A free anonymous proxy is a public proxy server that forwards your traffic and replaces your real IP with its own, at no cost. 'Anonymous' is a specific grade: it hides your IP but still adds a header that tells the destination a proxy is in use. It sits between transparent, which leaks your IP, and elite, which hides your IP and stays silent about being a proxy.
Does a free anonymous proxy really hide my IP address?
A true anonymous or elite proxy hides the IP that reaches the destination, so the site logs the proxy's address instead of yours. The catch is that many proxies labeled anonymous are actually transparent and leak your real IP in headers like X-Forwarded-For.
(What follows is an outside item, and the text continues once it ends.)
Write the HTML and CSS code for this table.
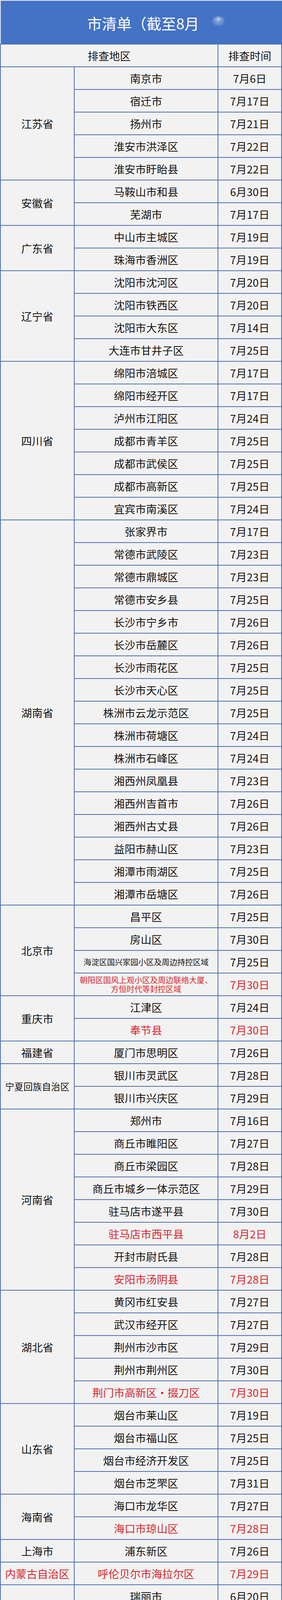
FILE: index.html
```html
<!DOCTYPE html>
<html lang="zh-CN">
<head>
<meta charset="utf-8">
<title>排查地区清单</title>
<link rel="stylesheet" href="styles.css">
</head>
<body>
<div class="page">
  <header class="banner">
    <h1 class="title">市清单（截至8月</h1>
    <span class="mark"></span>
  </header>
  <main class="sheet">
    <div class="cell hd-area">排查地区</div>
    <div class="cell hd-time">排查时间</div>

    <div class="cell prov r5">江苏省</div>
    <div class="cell dist">南京市</div><div class="cell date">7月6日</div>
    <div class="cell dist">宿迁市</div><div class="cell date">7月17日</div>
    <div class="cell dist">扬州市</div><div class="cell date">7月21日</div>
    <div class="cell dist">淮安市洪泽区</div><div class="cell date">7月22日</div>
    <div class="cell dist">淮安市盱眙县</div><div class="cell date">7月22日</div>

    <div class="cell prov r2">安徽省</div>
    <div class="cell dist">马鞍山市和县</div><div class="cell date">6月30日</div>
    <div class="cell dist">芜湖市</div><div class="cell date">7月17日</div>

    <div class="cell prov r2">广东省</div>
    <div class="cell dist">中山市主城区</div><div class="cell date">7月19日</div>
    <div class="cell dist">珠海市香洲区</div><div class="cell date">7月19日</div>

    <div class="cell prov r4">辽宁省</div>
    <div class="cell dist">沈阳市沈河区</div><div class="cell date">7月20日</div>
    <div class="cell dist">沈阳市铁西区</div><div class="cell date">7月20日</div>
    <div class="cell dist">沈阳市大东区</div><div class="cell date">7月14日</div>
    <div class="cell dist">大连市甘井子区</div><div class="cell date">7月25日</div>

    <div class="cell prov r7">四川省</div>
    <div class="cell dist">绵阳市涪城区</div><div class="cell date">7月17日</div>
    <div class="cell dist">绵阳市经开区</div><div class="cell date">7月17日</div>
    <div class="cell dist">泸州市江阳区</div><div class="cell date">7月24日</div>
    <div class="cell dist">成都市青羊区</div><div class="cell date">7月25日</div>
    <div class="cell dist">成都市武侯区</div><div class="cell date">7月25日</div>
    <div class="cell dist">成都市高新区</div><div class="cell date">7月25日</div>
    <div class="cell dist">宜宾市南溪区</div><div class="cell date">7月24日</div>

    <div class="cell prov r17">湖南省</div>
    <div class="cell dist">张家界市</div><div class="cell date">7月17日</div>
    <div class="cell dist">常德市武陵区</div><div class="cell date">7月23日</div>
    <div class="cell dist">常德市鼎城区</div><div class="cell date">7月23日</div>
    <div class="cell dist">常德市安乡县</div><div class="cell date">7月25日</div>
    <div class="cell dist">长沙市宁乡市</div><div class="cell date">7月26日</div>
    <div class="cell dist">长沙市岳麓区</div><div class="cell date">7月26日</div>
    <div class="cell dist">长沙市雨花区</div><div class="cell date">7月25日</div>
    <div class="cell dist">长沙市天心区</div><div class="cell date">7月25日</div>
    <div class="cell dist">株洲市云龙示范区</div><div class="cell date">7月25日</div>
    <div class="cell dist">株洲市荷塘区</div><div class="cell date">7月24日</div>
    <div class="cell dist">株洲市石峰区</div><div class="cell date">7月24日</div>
    <div class="cell dist">湘西州凤凰县</div><div class="cell date">7月23日</div>
    <div class="cell dist">湘西州吉首市</div><div class="cell date">7月26日</div>
    <div class="cell dist">湘西州古丈县</div><div class="cell date">7月26日</div>
    <div class="cell dist">益阳市赫山区</div><div class="cell date">7月23日</div>
    <div class="cell dist">湘潭市雨湖区</div><div class="cell date">7月25日</div>
    <div class="cell dist">湘潭市岳塘区</div><div class="cell date">7月26日</div>

    <div class="cell prov r4">北京市</div>
    <div class="cell dist">昌平区</div><div class="cell date">7月25日</div>
    <div class="cell dist">房山区</div><div class="cell date">7月30日</div>
    <div class="cell dist small">海淀区国兴家园小区及周边持控区域</div><div class="cell date">7月25日</div>
    <div class="cell dist small red">朝阳区国风上观小区及周边联络大厦、<br>方恒时代等封控区域</div><div class="cell date red">7月30日</div>

    <div class="cell prov r2">重庆市</div>
    <div class="cell dist">江津区</div><div class="cell date">7月24日</div>
    <div class="cell dist red">奉节县</div><div class="cell date red">7月30日</div>

    <div class="cell prov r1">福建省</div>
    <div class="cell dist">厦门市思明区</div><div class="cell date">7月26日</div>

    <div class="cell prov r2 narrow">宁夏回族自治区</div>
    <div class="cell dist">银川市灵武区</div><div class="cell date">7月28日</div>
    <div class="cell dist">银川市兴庆区</div><div class="cell date">7月29日</div>

    <div class="cell prov r8">河南省</div>
    <div class="cell dist">郑州市</div><div class="cell date">7月16日</div>
    <div class="cell dist">商丘市睢阳区</div><div class="cell date">7月27日</div>
    <div class="cell dist">商丘市梁园区</div><div class="cell date">7月28日</div>
    <div class="cell dist">商丘市城乡一体示范区</div><div class="cell date">7月29日</div>
    <div class="cell dist">驻马店市遂平县</div><div class="cell date">7月30日</div>
    <div class="cell dist red">驻马店市西平县</div><div class="cell date red">8月2日</div>
    <div class="cell dist">开封市尉氏县</div><div class="cell date">7月28日</div>
    <div class="cell dist red">安阳市汤阴县</div><div class="cell date red">7月28日</div>

    <div class="cell prov r5">湖北省</div>
    <div class="cell dist">黄冈市红安县</div><div class="cell date">7月27日</div>
    <div class="cell dist">武汉市经开区</div><div class="cell date">7月27日</div>
    <div class="cell dist">荆州市沙市区</div><div class="cell date">7月29日</div>
    <div class="cell dist">荆州市荆州区</div><div class="cell date">7月30日</div>
    <div class="cell dist red">荆门市高新区・掇刀区</div><div class="cell date red">7月30日</div>

    <div class="cell prov r4">山东省</div>
    <div class="cell dist">烟台市莱山区</div><div class="cell date">7月19日</div>
    <div class="cell dist">烟台市福山区</div><div class="cell date">7月25日</div>
    <div class="cell dist">烟台市经济开发区</div><div class="cell date">7月25日</div>
    <div class="cell dist">烟台市芝罘区</div><div class="cell date">7月31日</div>

    <div class="cell prov r2">海南省</div>
    <div class="cell dist">海口市龙华区</div><div class="cell date">7月27日</div>
    <div class="cell dist red">海口市琼山区</div><div class="cell date red">7月28日</div>

    <div class="cell prov r1">上海市</div>
    <div class="cell dist">浦东新区</div><div class="cell date">7月26日</div>

    <div class="cell prov r1 red">内蒙古自治区</div>
    <div class="cell dist red">呼伦贝尔市海拉尔区</div><div class="cell date red">7月29日</div>

    <div class="cell prov r2">云南省</div>
    <div class="cell dist">瑞丽市</div><div class="cell date">6月20日</div>
    <div class="cell dist">陇川县</div><div class="cell date">6月30日</div>
  </main>
</div>
</body>
</html>
```

FILE: styles.css
```css
* {
  box-sizing: border-box;
}

html, body {
  margin: 0;
  padding: 0;
  background: #ffffff;
}

body {
  font-family: "Noto Sans CJK SC", "Noto Sans", "Liberation Sans", sans-serif;
  color: #141414;
}

.page {
  width: 100%;
}

.banner {
  position: relative;
  height: 112px;
  background: #4472c4;
  border-top: 2px solid #e3e8f1;
  border-left: 2px solid #e3e8f1;
  display: flex;
  align-items: center;
  padding-left: 221px;
  padding-top: 4px;
}

.title {
  margin: 0;
  white-space: nowrap;
  font-size: 38px;
  font-weight: 400;
  line-height: 48px;
  color: #ffffff;
}

.mark {
  position: absolute;
  left: 541px;
  top: 40px;
  width: 32px;
  height: 24px;
  border-radius: 50% 50% 45% 45%;
  background: radial-gradient(ellipse at 50% 30%, rgba(255,255,255,0.75) 0, rgba(255,255,255,0.35) 25%, rgba(255,255,255,0.12) 70%, rgba(255,255,255,0) 100%);
  filter: blur(1.5px);
}

.sheet {
  display: grid;
  grid-template-columns: 187px 1fr 161px;
  grid-template-rows: repeat(70, 56px);
  gap: 2px;
  padding: 2px 2px 1px;
  background: #4d70b3;
}

.cell {
  background: #f2f2f2;
  display: flex;
  align-items: center;
  justify-content: center;
  text-align: center;
  font-size: 27.5px;
  line-height: 1.2;
  white-space: nowrap;
}

.hd-area {
  grid-column: 1 / 3;
}

.hd-time {
  grid-column: 3;
}

.prov {
  grid-column: 1;
}

.dist {
  grid-column: 2;
}

.date {
  grid-column: 3;
}

.r1 { grid-row: span 1; }
.r2 { grid-row: span 2; }
.r4 { grid-row: span 4; }
.r5 { grid-row: span 5; }
.r7 { grid-row: span 7; }
.r8 { grid-row: span 8; }
.r17 { grid-row: span 17; }

.narrow {
  font-size: 23.5px;
}

.small {
  font-size: 20px;
  line-height: 23px;
}

.red {
  color: #d6262c;
}
```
The grade on a public list is often copied and never re-checked, so verify it yourself before trusting it.
What is the difference between an anonymous proxy and an elite proxy?
Both hide your real IP. An anonymous proxy still adds a header (commonly Via) that reveals a proxy is in the path, so the site knows you are proxied but cannot identify you. An elite, or high-anonymity, proxy sends headers that look like an ordinary direct visitor, so the destination has no obvious sign a proxy is involved. Elite is the grade to use when you do not want to look proxied at all.
How do I check if a free anonymous proxy is leaking my IP?
Send a request through it to a header-echo endpoint over plain http: curl -x http://IP:PORT --max-time 10 http://httpbin.org/headers. If your real IP shows up in X-Forwarded-For, Via, or X-Real-Ip, the proxy is transparent and leaking you. The test must run over http, not https, because an encrypted tunnel hides these headers and makes even a leaky proxy look clean. You can also paste the proxy into our checker at /proxy-checker for the grade in one click.
Is a free anonymous proxy actually private?
It hides your IP from the website, but it does not make your traffic private from the proxy itself. A proxy adds no encryption, so on plain http sites the operator can read everything passing through, and even on https they see every hostname you visit. Anonymity toward the destination and privacy from the middleman are separate problems, and a free anonymous proxy only handles the first.